É pouco frequente, mas há pais e jogadores que partilharam o balneário e há, inclusive, quem se recuse a fazê-lo. O técnico do Atlético de Madrid Diego Simeone, por exemplo, negou sempre treinar o filho Giovanni (Cagliari), para evitar polémicas. Já Johan Cruyff orientou o filho Jordi no Barcelona durante duas épocas. "Só me deu um conselho, "vê, ouve e não fales". Não queria que lhe dissesse o que ouvia no balneário e eu nunca lhe disse", contou. Mas por muito bom que seja o filho, há um aspeto fundamental: tem de saber lidar com o apelido do pai.
"Sentia que tinha de trabalhar o dobro"
O futebol corre nas veias da família Sousa. António Sousa, campeão europeu pelo F. C. Porto em 1987, deu origem ao clã que continuou em Ricardo, também jogador e agora técnico do Beira-Mar, e prossegue em Afonso, que esta época se estreou na Liga pelo Belenenses SAD.

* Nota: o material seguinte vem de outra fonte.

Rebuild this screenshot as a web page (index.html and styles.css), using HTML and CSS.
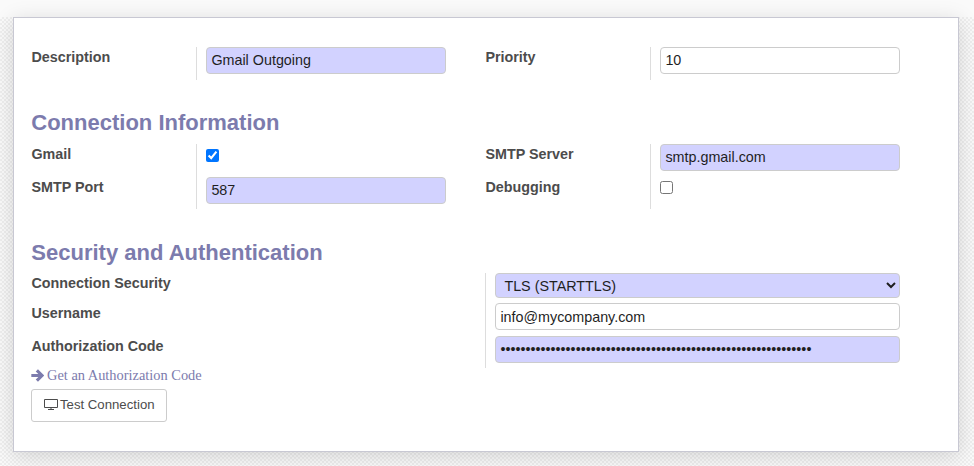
FILE: index.html
```html
<!DOCTYPE html>
<html lang="en">
<head>
<meta charset="utf-8">
<title>Outgoing Mail Server</title>
<link rel="stylesheet" href="styles.css">
</head>
<body>
<main class="view">
  <form class="sheet">
    <section class="group intro">
      <div class="column">
        <div class="row"><label for="name">Description</label><div class="value"><input id="name" class="field required" type="text" value="Gmail Outgoing"></div></div>
      </div>
      <div class="column">
        <div class="row"><label for="priority">Priority</label><div class="value"><input id="priority" class="field raised" type="text" value="10"></div></div>
      </div>
    </section>

    <h2>Connection Information</h2>
    <section class="group connection">
      <div class="column">
        <div class="row"><label for="gmail">Gmail</label><div class="value"><input id="gmail" class="check" type="checkbox" checked></div></div>
        <div class="row last"><label for="port">SMTP Port</label><div class="value"><input id="port" class="field required" type="text" value="587"></div></div>
      </div>
      <div class="column">
        <div class="row"><label for="host">SMTP Server</label><div class="value"><input id="host" class="field required" type="text" value="smtp.gmail.com"></div></div>
        <div class="row last"><label for="debug">Debugging</label><div class="value"><input id="debug" class="check raised" type="checkbox"></div></div>
      </div>
    </section>

    <h2 class="lower">Security and Authentication</h2>
    <section class="security">
      <div class="row select-row"><label for="encryption">Connection Security</label><div class="value"><select id="encryption" class="field required"><option>TLS (STARTTLS)</option></select></div></div>
      <div class="row"><label for="user">Username</label><div class="value"><input id="user" class="field" type="text" value="info@mycompany.com"></div></div>
      <div class="row last"><label for="code">Authorization Code</label><div class="value"><input id="code" class="field required" type="password" value="12345678901234567890123456789012345678901234567890123456789012"></div></div>
    </section>

    <a class="auth-link"><svg class="arrow" viewBox="0 0 12 12"><path d="M0.3 6H10M5.4 1.2L10.2 6L5.4 10.8"/></svg>Get an Authorization Code</a>
    <button class="test" type="button"><svg class="monitor" viewBox="0 0 16 12"><path d="M1.5 1.5h13v8h-13zM8 9.5v2M5 11.5h6"/></svg>Test Connection</button>
  </form>
</main>
</body>
</html>
```
FILE: styles.css
```css
* { box-sizing: border-box; }
body {
  margin: 0;
  height: 466px;
  overflow: hidden;
  font-family: "Liberation Sans", Arial, sans-serif;
  font-size: 14.34px;
  color: #4c4c4c;
  background: linear-gradient(#fafafa, #fafafa) 0 0 / 100% 17px no-repeat,
    conic-gradient(#eeeeee 25%, #fafafa 0 50%, #eeeeee 0 75%, #fafafa 0) 0 1px / 4px 4px;
}
.view { padding: 17px 15px 0 13px; }
.sheet {
  height: 435px;
  padding: 29px 58px 0 17px;
  background: #fff;
  border: 1px solid #c8c8d3;
  box-shadow: 0 4px 20px rgba(0, 0, 0, 0.15);
}
.group { display: grid; grid-template-columns: 454px 415px; }
.intro { height: 33px; }
.connection { height: 65px; }
.column:first-child { width: 415px; }
.row { display: flex; height: 33px; }
.row.last { height: 32px; }
label { width: 165px; padding: 2px 0 0 0.4px; line-height: 17px; font-weight: bold; }
.value { flex: 1; padding-left: 9px; border-left: 1px solid #ddd; }
.field {
  display: block;
  width: 100%;
  height: 27px;
  margin: 0;
  padding: 0 4px 0 4.4px;
  font: inherit;
  color: #1f1f1f;
  background: #fff;
  border: 1px solid #ccc;
  border-radius: 4px;
}
.field.required { background-color: #d2d2ff; }
input.field.required, .field.raised { padding-bottom: 2px; }
.check { display: block; width: 13px; height: 13px; margin: 5px 0 0; }
.check.raised { margin-top: 4px; }
h2 {
  margin: 30px 0 9px;
  padding-left: 0.3px;
  height: 25px;
  line-height: 25px;
  font-size: 22px;
  color: #7c7bad;
}
h2.lower { margin: 31px 0 8px; }
.security { height: 95px; }
.security label { width: 454px; }
.security .select-row { height: 30px; }
select.field { height: 25px; }
.auth-link {
  display: flex;
  align-items: center;
  height: 15px;
  font: 14.4px/15px "Liberation Serif", serif;
  color: #7c7bad;
}
.arrow { width: 13px; height: 13px; margin: -1px 3px 0 0; fill: none; stroke: currentColor; stroke-width: 2.9; }
.test {
  display: flex;
  align-items: center;
  width: 136px;
  height: 33px;
  margin-top: 6px;
  padding: 0 0 2px 12px;
  font: 13.2px "Liberation Sans", Arial, sans-serif;
  color: #4c4c4c;
  background: #fff;
  border: 1px solid #ccc;
  border-radius: 3px;
}
.monitor { width: 16px; height: 12px; margin: -1px 1px 0 -1px; fill: none; stroke: currentColor; stroke-width: 1; }
```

António treinou o filho durante três temporadas no Beira-Mar - de 1998/99 a 2001/02 - e o ex-médio foi, inclusive, o herói na final da Taça de Portugal de 1998/99, ao marcar o golo que daria o troféu à equipa de Aveiro, diante do Campomaiorense. "Conquistar algo na carreira já é bom, mas ganhar com o nosso pai... significa muito mais", conta ao JN Ricardo Sousa.

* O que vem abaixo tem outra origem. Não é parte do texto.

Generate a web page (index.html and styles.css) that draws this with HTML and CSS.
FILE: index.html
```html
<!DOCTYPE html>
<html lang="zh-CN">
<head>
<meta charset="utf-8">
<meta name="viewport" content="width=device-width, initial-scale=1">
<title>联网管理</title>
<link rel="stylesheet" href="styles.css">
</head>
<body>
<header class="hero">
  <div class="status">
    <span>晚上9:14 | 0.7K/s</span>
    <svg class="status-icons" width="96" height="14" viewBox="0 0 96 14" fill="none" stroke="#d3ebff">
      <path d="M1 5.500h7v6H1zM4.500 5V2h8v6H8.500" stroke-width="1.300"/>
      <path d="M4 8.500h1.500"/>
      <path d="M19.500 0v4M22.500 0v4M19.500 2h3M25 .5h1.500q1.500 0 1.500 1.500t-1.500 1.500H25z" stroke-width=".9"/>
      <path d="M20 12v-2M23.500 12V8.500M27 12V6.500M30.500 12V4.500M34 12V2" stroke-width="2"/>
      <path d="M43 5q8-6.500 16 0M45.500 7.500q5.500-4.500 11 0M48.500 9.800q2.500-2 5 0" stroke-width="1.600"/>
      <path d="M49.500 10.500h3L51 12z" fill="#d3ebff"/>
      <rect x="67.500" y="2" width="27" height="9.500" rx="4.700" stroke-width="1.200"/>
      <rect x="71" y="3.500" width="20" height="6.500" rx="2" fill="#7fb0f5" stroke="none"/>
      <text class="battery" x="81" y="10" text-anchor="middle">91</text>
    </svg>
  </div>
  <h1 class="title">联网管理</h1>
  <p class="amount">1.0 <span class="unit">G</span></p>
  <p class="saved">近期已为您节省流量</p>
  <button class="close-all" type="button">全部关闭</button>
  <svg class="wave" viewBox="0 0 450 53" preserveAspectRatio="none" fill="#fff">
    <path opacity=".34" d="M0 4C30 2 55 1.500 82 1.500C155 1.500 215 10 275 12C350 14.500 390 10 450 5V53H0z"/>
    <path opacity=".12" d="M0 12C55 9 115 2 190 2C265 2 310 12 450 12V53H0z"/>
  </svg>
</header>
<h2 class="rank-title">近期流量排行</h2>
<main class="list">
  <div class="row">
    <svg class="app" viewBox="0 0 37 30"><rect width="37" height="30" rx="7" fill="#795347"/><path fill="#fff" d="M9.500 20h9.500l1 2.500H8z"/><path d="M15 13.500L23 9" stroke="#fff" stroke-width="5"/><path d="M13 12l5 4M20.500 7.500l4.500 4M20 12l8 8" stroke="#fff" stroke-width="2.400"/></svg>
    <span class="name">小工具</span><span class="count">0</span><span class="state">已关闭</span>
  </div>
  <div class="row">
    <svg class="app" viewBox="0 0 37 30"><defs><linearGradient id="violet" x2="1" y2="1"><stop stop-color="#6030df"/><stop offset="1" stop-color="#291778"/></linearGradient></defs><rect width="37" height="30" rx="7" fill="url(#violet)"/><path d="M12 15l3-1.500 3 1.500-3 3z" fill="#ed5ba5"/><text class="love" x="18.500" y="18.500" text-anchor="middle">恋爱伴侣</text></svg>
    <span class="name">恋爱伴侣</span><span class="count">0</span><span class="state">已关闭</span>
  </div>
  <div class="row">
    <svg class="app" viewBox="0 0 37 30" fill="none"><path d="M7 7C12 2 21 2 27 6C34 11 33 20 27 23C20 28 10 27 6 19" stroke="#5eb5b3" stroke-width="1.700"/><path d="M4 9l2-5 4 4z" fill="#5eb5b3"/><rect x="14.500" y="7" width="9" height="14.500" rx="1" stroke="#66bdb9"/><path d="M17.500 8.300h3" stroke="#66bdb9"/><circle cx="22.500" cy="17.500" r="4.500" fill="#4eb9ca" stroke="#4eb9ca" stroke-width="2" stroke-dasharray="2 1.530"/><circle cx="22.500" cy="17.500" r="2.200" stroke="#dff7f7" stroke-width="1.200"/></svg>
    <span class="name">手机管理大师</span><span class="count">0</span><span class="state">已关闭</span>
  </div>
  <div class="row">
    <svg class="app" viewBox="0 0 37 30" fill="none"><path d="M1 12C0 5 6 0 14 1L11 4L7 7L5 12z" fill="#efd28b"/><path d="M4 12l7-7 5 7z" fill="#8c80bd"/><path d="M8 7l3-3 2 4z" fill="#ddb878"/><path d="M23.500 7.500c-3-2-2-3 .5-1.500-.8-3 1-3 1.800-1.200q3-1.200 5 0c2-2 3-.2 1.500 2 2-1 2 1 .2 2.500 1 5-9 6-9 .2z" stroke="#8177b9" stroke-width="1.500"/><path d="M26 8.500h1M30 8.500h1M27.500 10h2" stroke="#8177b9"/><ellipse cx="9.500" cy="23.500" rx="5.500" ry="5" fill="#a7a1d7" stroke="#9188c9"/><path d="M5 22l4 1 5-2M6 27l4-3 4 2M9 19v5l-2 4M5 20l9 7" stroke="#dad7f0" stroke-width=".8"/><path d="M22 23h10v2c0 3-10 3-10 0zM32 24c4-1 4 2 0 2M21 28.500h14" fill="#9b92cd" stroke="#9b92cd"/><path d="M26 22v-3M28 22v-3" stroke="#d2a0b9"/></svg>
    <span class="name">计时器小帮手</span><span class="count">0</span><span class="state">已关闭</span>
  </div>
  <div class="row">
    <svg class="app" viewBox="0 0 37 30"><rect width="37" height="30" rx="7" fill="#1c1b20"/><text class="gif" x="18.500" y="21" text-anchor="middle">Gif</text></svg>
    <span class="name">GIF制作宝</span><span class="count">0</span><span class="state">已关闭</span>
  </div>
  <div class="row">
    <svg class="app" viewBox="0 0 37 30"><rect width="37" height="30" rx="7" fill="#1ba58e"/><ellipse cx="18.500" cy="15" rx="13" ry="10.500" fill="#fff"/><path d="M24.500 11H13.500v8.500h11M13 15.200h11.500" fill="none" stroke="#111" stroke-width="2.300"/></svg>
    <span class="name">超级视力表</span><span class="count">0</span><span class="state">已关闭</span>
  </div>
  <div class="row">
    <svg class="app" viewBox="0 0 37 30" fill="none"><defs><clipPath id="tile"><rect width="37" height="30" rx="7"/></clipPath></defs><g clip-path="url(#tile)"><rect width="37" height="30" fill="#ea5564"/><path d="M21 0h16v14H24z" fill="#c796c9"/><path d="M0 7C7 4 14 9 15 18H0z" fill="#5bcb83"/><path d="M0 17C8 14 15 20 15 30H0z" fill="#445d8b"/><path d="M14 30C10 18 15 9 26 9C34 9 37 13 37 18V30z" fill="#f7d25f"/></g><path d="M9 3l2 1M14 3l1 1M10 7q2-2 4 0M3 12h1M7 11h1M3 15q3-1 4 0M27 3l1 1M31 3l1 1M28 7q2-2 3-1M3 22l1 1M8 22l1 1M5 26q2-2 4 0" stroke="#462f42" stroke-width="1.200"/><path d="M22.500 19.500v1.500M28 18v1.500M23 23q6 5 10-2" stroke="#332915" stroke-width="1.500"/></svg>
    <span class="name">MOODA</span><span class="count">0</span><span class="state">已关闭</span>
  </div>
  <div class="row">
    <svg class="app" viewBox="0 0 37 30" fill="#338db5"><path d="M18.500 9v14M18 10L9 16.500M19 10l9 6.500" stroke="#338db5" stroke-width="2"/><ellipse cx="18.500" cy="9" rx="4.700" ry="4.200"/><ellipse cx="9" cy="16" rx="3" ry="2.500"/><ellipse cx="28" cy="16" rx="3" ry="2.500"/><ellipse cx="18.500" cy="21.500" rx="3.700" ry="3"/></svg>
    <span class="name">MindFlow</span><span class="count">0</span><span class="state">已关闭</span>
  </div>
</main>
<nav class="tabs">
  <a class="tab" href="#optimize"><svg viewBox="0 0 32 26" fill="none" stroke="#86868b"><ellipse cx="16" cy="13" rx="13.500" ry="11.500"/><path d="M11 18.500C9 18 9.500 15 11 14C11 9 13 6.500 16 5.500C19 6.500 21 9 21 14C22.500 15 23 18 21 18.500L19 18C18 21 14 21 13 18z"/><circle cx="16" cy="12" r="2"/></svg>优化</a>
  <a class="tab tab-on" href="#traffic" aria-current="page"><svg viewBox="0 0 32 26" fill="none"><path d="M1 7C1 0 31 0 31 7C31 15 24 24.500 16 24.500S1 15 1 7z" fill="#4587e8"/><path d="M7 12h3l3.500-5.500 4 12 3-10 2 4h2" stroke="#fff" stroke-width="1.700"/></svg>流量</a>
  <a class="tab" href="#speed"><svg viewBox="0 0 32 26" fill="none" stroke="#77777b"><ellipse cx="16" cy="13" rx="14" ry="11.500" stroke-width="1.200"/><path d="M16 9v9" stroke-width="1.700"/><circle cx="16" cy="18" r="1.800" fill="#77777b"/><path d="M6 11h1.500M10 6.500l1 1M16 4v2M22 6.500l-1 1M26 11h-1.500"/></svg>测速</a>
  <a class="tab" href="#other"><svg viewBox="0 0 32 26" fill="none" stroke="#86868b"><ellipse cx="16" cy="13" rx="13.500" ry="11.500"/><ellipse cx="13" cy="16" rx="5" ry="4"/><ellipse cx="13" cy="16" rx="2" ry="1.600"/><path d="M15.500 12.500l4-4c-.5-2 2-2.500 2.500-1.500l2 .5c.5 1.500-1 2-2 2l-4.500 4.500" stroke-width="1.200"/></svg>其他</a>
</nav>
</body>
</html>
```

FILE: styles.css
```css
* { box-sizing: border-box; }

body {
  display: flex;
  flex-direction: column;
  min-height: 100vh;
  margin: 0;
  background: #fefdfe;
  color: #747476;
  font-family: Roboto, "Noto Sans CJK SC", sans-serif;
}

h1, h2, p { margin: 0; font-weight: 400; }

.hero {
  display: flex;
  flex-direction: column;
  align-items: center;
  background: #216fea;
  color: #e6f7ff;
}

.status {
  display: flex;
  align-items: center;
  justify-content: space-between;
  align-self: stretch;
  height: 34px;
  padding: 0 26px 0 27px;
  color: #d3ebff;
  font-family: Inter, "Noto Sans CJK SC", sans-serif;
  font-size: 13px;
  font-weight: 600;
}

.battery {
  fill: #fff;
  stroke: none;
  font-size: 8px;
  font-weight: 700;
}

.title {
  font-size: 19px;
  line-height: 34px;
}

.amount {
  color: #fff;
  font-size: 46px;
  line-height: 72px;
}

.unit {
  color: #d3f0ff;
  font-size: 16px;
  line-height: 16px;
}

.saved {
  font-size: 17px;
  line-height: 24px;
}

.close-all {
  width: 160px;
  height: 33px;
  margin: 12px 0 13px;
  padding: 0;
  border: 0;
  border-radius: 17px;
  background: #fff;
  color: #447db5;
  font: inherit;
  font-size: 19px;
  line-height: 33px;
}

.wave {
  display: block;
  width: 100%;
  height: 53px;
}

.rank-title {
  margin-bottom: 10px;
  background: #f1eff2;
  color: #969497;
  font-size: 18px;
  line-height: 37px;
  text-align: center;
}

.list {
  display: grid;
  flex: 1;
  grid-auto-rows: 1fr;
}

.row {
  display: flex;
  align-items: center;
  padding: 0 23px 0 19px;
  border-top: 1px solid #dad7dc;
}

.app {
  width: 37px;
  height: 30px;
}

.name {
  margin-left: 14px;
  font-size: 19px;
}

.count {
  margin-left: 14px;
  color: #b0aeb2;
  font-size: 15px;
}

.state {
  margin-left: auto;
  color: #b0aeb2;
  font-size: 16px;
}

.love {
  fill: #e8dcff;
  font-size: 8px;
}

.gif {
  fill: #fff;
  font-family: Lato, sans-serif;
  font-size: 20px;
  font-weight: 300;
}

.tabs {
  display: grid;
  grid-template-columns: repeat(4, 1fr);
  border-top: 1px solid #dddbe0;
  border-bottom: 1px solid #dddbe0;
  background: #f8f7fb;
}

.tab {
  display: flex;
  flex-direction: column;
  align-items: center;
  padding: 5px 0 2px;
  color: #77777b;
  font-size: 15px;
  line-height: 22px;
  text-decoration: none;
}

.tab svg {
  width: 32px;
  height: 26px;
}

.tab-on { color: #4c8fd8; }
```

Só que, apesar do bonito capítulo, nem tudo foi um mar de rosas. Ricardo Sousa contou que ser treinado pelo progenitor obrigou-o a uma responsabilidade acrescida: "Sentia que, independentemente da minha qualidade, tinha de trabalhar o dobro para não apontarem nada a mim nem ao meu pai". No F. C. Porto, quando se estreou pela equipa principal, as comparações com o pai também foram muitas. "Aumentam a pressão, mas são fáceis de lidar, porque temos orgulho nos nossos pais", sublinha.
Toni, ex-treinador do Benfica, chegou a orientar o filho António Oliveira na Luz e chamou-o à equipa principal para disputar um jogo particular. Quando um atleta é filho do técnico "pode haver julgamentos", mas garante que não existe tratamento diferenciado. "Eu vi-o como jogador. No dia em que ele jogou, entrou por eu achar que devia jogar, não por ser meu filho. Os treinadores partem do princípio que têm ali um jogador e não o filho", disse ao JN.